The profits-over-people practices of the largest freight railroads in the United States are at the center of a lawsuit recently filed in federal court in Washington. The former owners of Cold Train, a Quincy, WA-based shipper whose business model demanded rapid transport of fresh produce to Chicago, are seeking more than $40 million in damages from BNSF. According to the plaintiff's, the Class I railroad that dominates rail traffic across the Northern Plains states prioritized shipments of coal and oil at the expense of other forms of cargo. Increasingly unable to meets its on-time delivery guarantees because of limits on traffic, transit times and scheduling, the plaintiffs claim they were compelled to shut down Cold Train and cancel a nearly completed sale of their company to another shipper.
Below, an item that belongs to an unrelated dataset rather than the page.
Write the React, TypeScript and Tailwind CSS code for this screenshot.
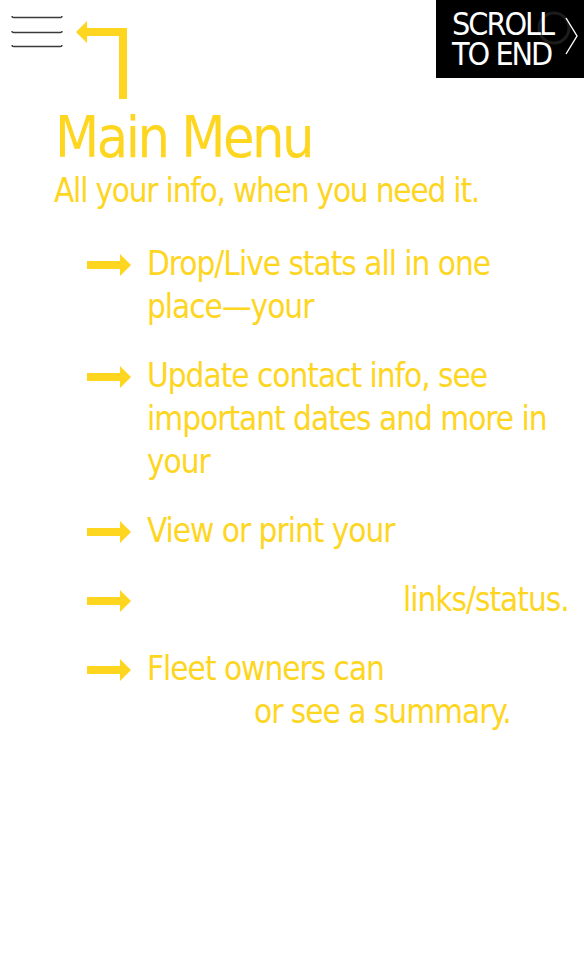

BNSF has denied deliberately taking any actions that disadvantaged Cold Train, or any other company involved in moving freight that was not coal or oil. A statement from the railroad quoted by the Columbia Basin Herald points to weather emergencies, track maintenance issues and an overall spike in service demands. BNSF also said, "[A]ny suggestion that BNSF would intentionally seek to cause harm to any customer runs completely contrary to how BNSF conducts business. BNSF is dedicated to customer satisfaction and growing our network to meet customer demand."
To this, the executives from Cold Train replied that BNSF failed to share all available information about its purported need to force schedule changes upon its business customers. They also noted that intermodal traffic -- shipping containers rather than coal hoppers or oil tank cars -- suffered at the expense of freight that returned more profit to the railroad.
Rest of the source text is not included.